Flat text files can be effective for certain use cases, but more often than not, a structured file format with schema information. In particular, compressed, column-oriented formats with partitioning tend to perform very well for a range of analytical applications. Data retrieval and aggregation is accelerated because only the columns required are retrieved and data in the same column is contiguous.

HDFS/Parquet, HDFS/ORC

Distributed File System – Row-oriented

In some cases, column-oriented stores may not be effective. For example, streaming application or applications where there is a good deal of variability in the schema of written objects. In this case, a binary, compressed format is still useful.

HDFS/Avro

RDBMS – Column-oriented

Similar to compressed column formats described above, but embedded in a fully functional SQL database stored in a proprietary format further improve performance.

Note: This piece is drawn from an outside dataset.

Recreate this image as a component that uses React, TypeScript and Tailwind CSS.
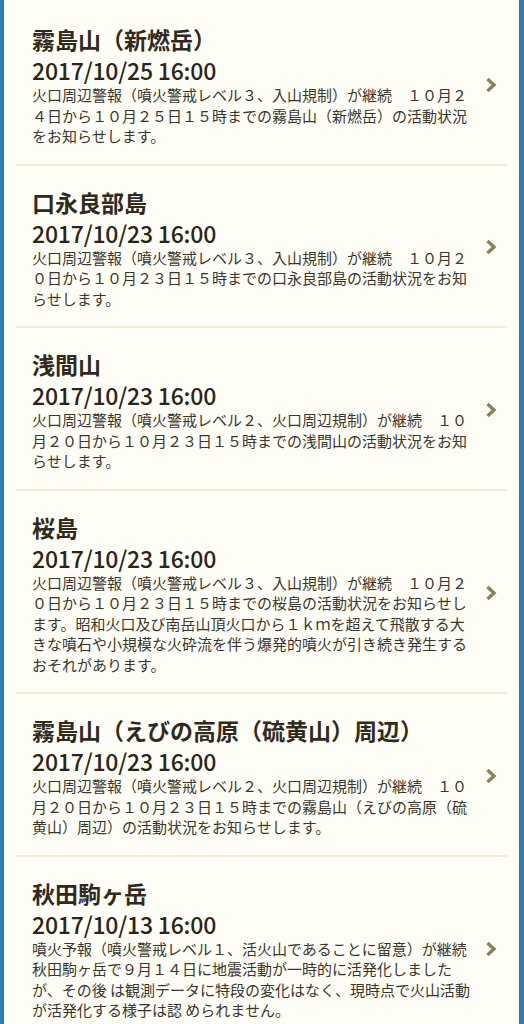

Redshift, Vertica, Snowflake

RDBMS – Row-oriented

A conventional relational database typically used as the backend data store for applications, but can also be suitable for analytics at a moderate scale.

PostgreSQL, MySQL, Oracle, MS SQL Server

NoSQL

Key value and document stores that typically provide for vast writes and retrievals of data. Analytical performance can vary significantly from one architecture to another.

MongoDB, ElasticSearch, Cassandra

In Memory

These are data stores that manage information in memory in the server/cluster providing for very high-performance for queries by eliminating the storage I/O bottleneck. There are also a variety of caching mechanism, like the one built into Spark that can provide similar performance once they have been initially loaded.

MemSQL, MonetDB, Various Caching Mechanisms

Local File System

The native file system for the server being used. This may also include network-attached storage and external storage arrays, but it does not include distributed systems like HDFS.

ext4, NTFS

There are other types of data stores that we could add, for example graph databases, but the intent here is to be more representative than exhaustive and we may expand on this topic later and take a more comprehensive look.

Strengths and Weaknesses

As stated above, each of these storage approaches has different strengths and weakness. They may all have a place in your broader analytics architecture, but they need to be applied in the right way.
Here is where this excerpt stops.